_Exercise goal_. Report how many lines of the following entries include the string "this"; respond with the number alone.

_Provided information_.
▽
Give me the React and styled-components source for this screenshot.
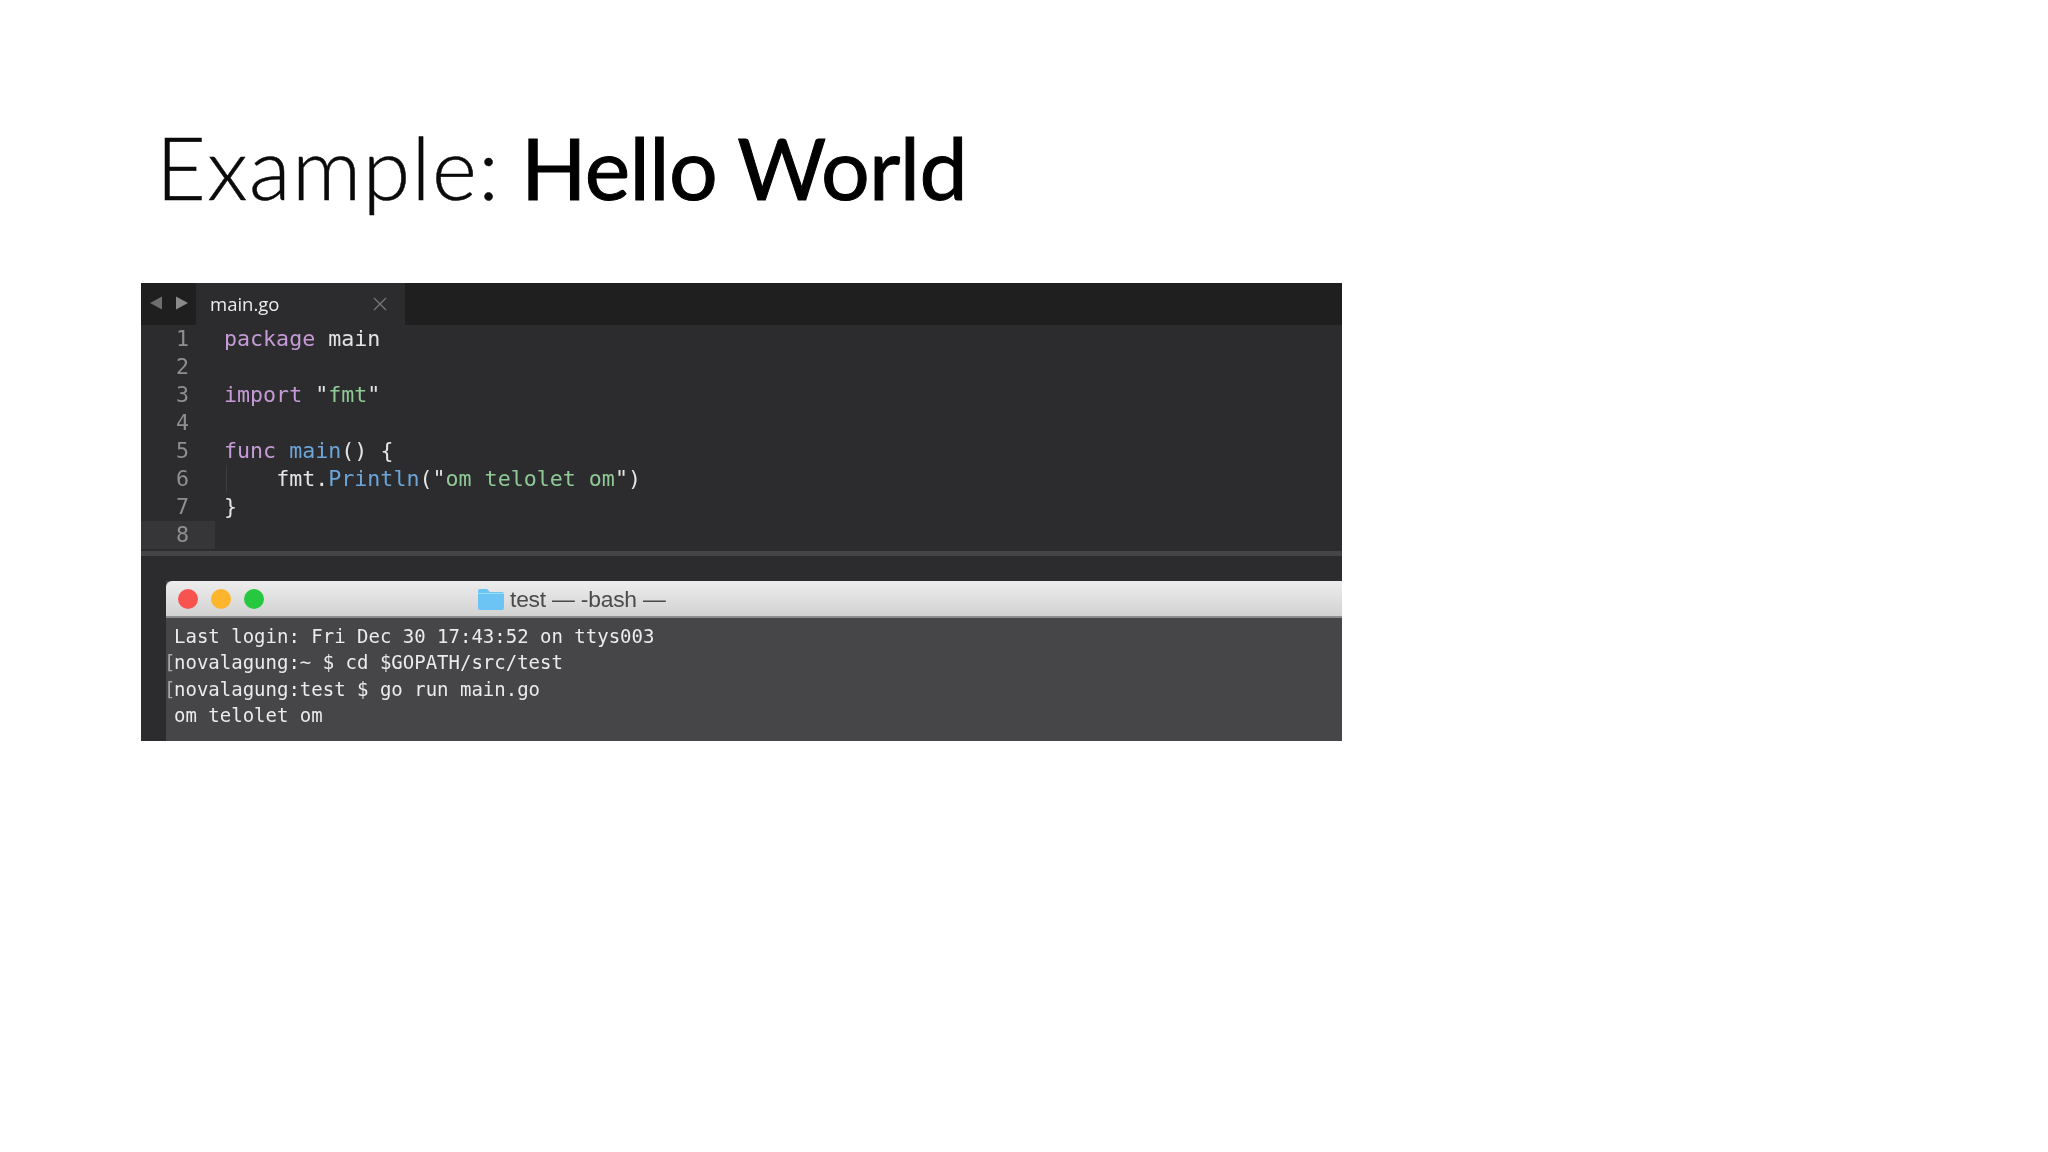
△
▽
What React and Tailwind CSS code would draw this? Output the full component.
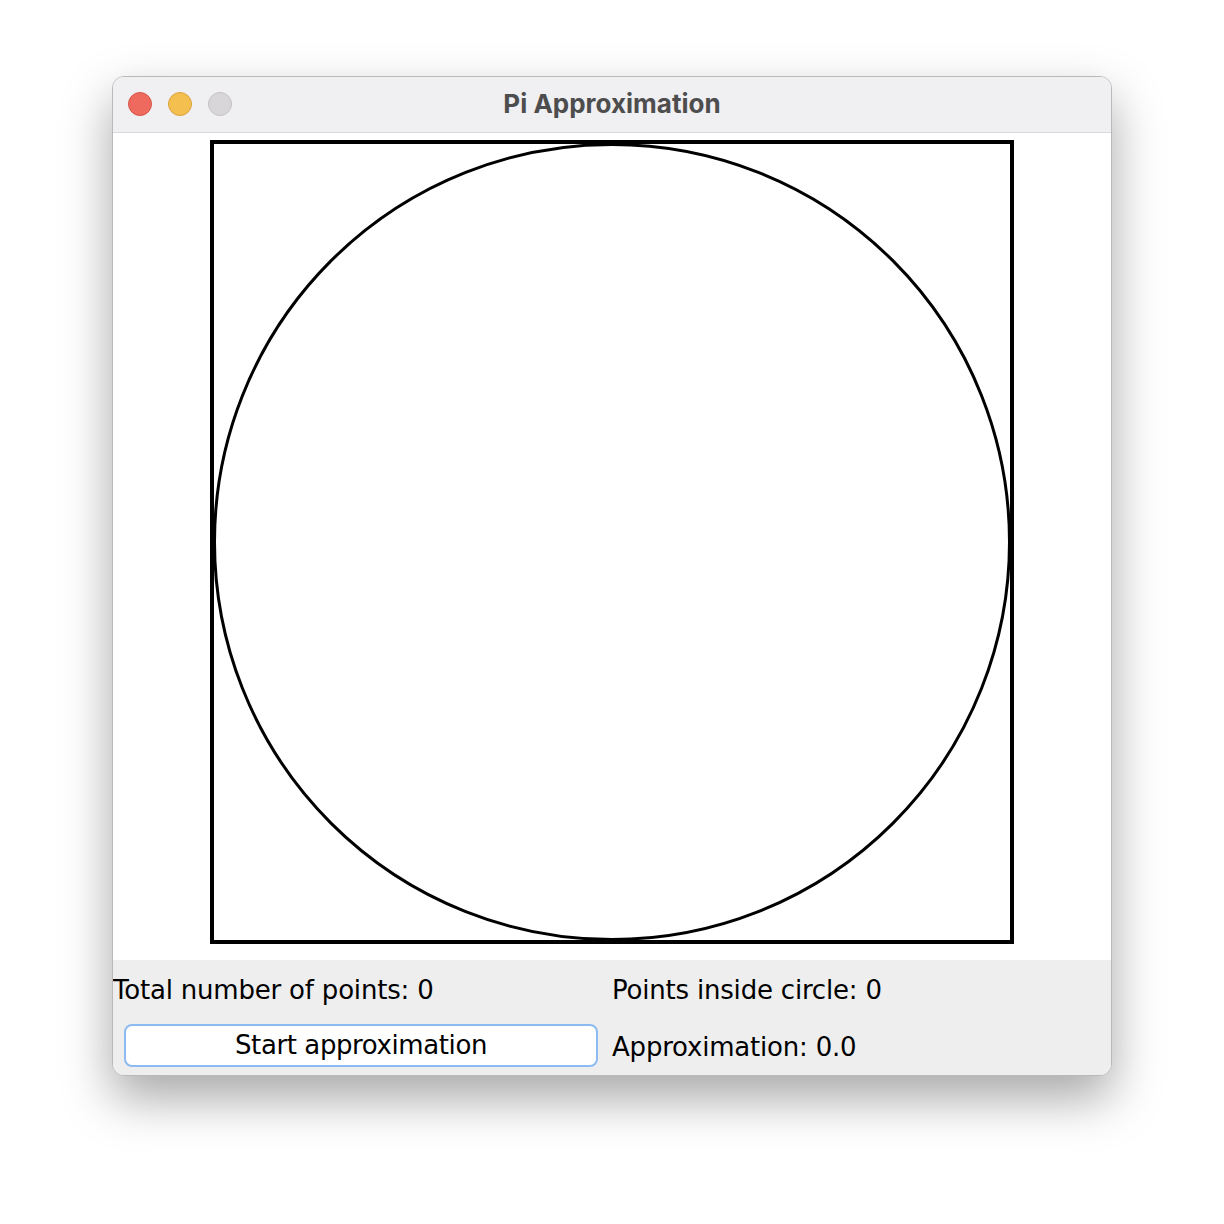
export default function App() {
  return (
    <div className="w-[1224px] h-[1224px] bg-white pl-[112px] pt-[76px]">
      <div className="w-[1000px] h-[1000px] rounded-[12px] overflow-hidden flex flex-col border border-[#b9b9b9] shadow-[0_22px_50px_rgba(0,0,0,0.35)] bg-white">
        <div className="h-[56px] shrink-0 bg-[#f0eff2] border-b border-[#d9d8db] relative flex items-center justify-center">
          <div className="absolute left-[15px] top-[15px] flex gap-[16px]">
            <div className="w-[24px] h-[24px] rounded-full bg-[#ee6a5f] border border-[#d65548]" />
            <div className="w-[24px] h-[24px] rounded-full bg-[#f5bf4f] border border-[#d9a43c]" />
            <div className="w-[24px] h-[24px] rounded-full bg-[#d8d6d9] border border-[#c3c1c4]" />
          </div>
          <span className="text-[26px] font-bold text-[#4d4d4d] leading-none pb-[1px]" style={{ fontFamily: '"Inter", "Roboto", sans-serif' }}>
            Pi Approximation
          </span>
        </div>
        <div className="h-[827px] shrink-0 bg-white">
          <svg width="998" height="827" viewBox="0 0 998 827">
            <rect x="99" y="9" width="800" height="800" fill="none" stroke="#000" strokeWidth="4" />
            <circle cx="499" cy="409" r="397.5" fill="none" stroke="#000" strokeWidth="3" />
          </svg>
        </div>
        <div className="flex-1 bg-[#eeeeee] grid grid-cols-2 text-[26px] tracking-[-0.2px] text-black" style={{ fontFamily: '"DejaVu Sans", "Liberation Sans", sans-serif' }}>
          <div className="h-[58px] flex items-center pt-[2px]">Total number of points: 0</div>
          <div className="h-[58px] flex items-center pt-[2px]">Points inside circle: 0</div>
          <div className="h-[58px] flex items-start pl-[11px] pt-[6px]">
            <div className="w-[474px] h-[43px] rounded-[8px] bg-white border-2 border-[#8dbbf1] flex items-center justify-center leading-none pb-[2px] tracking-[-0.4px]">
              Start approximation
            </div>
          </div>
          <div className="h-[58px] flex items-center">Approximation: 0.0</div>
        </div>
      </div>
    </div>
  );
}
△
_Solution_. 2